§ **Problem to solve**:
Among the entries below, which lines run from the line with "Reproduce this screenshot" through the line with "</survey-screen>"? Retype those, both ends included, exactly and without pictures.

# start of Exercise material

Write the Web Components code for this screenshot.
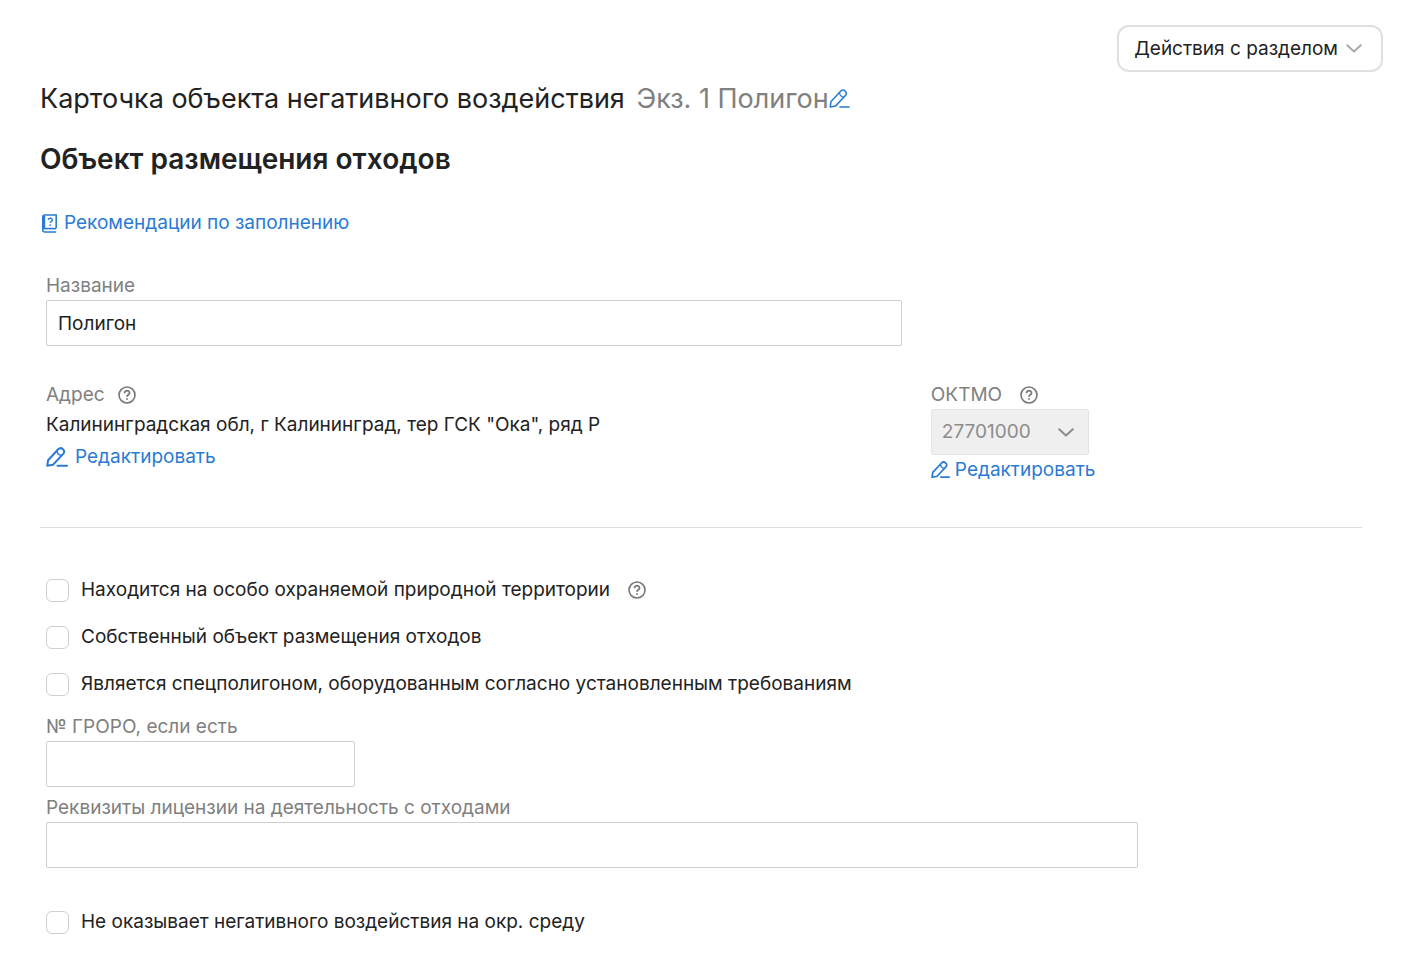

# end of Exercise material
# start of Exercise material

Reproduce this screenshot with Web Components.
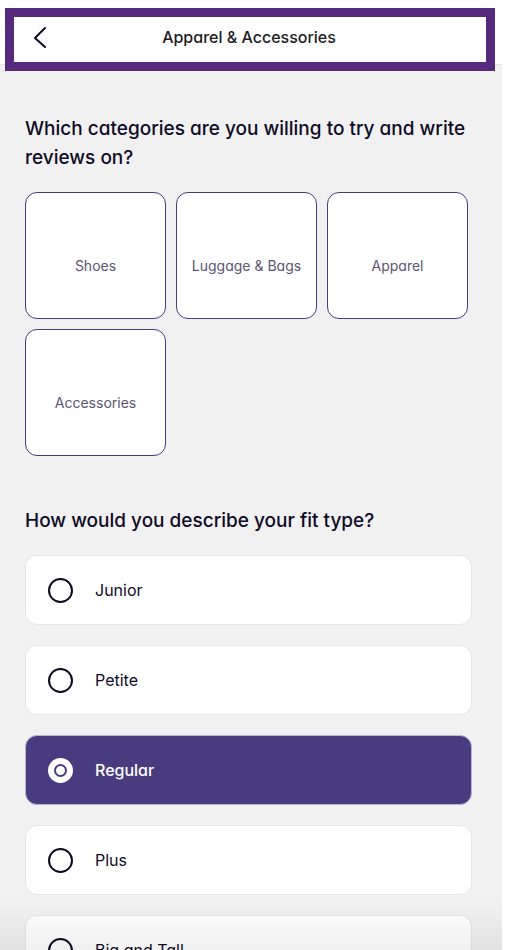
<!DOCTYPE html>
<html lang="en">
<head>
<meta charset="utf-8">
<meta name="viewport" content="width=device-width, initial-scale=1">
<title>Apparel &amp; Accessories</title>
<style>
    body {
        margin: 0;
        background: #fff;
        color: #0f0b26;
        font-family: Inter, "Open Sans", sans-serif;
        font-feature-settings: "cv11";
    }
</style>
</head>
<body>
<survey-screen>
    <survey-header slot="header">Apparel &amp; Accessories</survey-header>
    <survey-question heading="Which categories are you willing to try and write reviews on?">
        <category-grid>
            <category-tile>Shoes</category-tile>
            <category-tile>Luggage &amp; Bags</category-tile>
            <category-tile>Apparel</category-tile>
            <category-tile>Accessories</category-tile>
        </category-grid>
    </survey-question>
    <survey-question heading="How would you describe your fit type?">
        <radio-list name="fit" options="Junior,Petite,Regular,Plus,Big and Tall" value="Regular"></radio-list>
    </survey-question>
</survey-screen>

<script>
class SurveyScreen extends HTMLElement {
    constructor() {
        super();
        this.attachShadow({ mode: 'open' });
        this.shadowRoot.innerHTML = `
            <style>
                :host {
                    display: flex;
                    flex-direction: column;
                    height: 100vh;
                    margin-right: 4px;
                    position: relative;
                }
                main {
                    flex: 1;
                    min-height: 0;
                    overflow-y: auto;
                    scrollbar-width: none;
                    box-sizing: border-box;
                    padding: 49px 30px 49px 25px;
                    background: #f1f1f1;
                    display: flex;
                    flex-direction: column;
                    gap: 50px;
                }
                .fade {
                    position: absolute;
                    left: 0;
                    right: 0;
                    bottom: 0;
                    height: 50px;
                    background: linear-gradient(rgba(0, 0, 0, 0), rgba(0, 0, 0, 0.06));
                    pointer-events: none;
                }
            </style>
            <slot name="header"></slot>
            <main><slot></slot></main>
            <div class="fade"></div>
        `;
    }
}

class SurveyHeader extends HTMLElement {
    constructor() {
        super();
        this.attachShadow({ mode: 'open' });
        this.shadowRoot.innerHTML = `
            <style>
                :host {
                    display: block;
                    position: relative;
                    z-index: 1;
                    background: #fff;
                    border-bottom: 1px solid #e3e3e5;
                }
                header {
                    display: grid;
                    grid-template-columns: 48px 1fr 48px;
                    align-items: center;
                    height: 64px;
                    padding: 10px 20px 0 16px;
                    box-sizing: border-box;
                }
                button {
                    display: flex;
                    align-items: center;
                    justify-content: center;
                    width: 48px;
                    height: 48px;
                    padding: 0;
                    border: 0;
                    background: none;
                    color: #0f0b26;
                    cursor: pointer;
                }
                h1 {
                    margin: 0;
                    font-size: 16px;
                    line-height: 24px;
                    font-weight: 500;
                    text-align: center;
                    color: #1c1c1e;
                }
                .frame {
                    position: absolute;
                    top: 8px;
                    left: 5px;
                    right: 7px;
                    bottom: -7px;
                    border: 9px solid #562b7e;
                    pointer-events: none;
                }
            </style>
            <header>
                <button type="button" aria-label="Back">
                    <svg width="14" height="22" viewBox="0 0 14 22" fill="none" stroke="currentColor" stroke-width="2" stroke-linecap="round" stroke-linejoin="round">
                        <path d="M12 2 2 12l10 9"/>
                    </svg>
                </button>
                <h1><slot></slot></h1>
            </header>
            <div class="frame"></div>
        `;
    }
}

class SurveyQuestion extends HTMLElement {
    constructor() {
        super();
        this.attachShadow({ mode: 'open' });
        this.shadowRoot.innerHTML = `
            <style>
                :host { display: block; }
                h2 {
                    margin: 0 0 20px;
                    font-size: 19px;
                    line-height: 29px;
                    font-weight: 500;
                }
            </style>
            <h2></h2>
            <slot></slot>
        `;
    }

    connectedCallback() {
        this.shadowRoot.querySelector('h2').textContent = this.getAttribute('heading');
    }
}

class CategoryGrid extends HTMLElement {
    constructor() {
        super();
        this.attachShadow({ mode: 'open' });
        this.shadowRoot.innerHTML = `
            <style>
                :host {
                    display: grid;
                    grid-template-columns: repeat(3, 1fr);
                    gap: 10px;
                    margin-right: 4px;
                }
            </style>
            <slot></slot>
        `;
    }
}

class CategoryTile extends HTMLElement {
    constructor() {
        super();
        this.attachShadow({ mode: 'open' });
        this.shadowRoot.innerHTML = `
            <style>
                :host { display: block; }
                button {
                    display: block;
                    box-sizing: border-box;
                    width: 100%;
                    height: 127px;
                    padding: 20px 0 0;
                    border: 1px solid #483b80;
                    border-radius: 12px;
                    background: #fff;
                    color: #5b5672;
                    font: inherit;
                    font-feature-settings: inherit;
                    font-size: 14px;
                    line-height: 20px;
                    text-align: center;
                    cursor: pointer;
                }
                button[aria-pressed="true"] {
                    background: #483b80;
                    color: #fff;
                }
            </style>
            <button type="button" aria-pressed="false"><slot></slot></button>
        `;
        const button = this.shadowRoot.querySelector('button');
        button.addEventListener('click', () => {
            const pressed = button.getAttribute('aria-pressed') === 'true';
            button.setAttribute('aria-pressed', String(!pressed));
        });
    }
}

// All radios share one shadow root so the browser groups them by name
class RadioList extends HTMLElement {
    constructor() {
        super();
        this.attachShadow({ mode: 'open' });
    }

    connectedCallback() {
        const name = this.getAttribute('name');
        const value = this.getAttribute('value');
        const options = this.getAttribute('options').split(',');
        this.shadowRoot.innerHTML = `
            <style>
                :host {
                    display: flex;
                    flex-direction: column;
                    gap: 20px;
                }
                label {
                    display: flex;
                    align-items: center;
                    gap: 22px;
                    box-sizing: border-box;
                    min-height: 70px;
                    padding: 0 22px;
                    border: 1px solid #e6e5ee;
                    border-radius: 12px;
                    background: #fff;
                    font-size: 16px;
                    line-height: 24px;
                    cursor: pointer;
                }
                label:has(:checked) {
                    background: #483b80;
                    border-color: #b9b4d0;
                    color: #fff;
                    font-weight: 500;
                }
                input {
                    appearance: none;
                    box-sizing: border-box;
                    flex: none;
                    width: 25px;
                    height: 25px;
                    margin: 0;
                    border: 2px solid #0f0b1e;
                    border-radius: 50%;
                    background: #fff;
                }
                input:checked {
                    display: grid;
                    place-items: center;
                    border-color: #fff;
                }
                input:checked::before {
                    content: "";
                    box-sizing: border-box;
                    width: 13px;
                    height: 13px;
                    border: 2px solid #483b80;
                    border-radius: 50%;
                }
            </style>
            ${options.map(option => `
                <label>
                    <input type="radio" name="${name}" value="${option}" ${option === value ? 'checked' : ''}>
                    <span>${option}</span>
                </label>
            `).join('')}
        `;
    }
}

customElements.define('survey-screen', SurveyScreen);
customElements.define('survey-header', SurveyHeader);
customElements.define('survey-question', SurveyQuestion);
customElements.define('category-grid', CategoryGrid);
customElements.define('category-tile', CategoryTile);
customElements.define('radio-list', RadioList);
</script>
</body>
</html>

# end of Exercise material

§ **Written answer**:
Reproduce this screenshot with Web Components.
<!DOCTYPE html>
<html lang="en">
<head>
<meta charset="utf-8">
<meta name="viewport" content="width=device-width, initial-scale=1">
<title>Apparel &amp; Accessories</title>
<style>
    body {
        margin: 0;
        background: #fff;
        color: #0f0b26;
        font-family: Inter, "Open Sans", sans-serif;
        font-feature-settings: "cv11";
    }
</style>
</head>
<body>
<survey-screen>
    <survey-header slot="header">Apparel &amp; Accessories</survey-header>
    <survey-question heading="Which categories are you willing to try and write reviews on?">
        <category-grid>
            <category-tile>Shoes</category-tile>
            <category-tile>Luggage &amp; Bags</category-tile>
            <category-tile>Apparel</category-tile>
            <category-tile>Accessories</category-tile>
        </category-grid>
    </survey-question>
    <survey-question heading="How would you describe your fit type?">
        <radio-list name="fit" options="Junior,Petite,Regular,Plus,Big and Tall" value="Regular"></radio-list>
    </survey-question>
</survey-screen>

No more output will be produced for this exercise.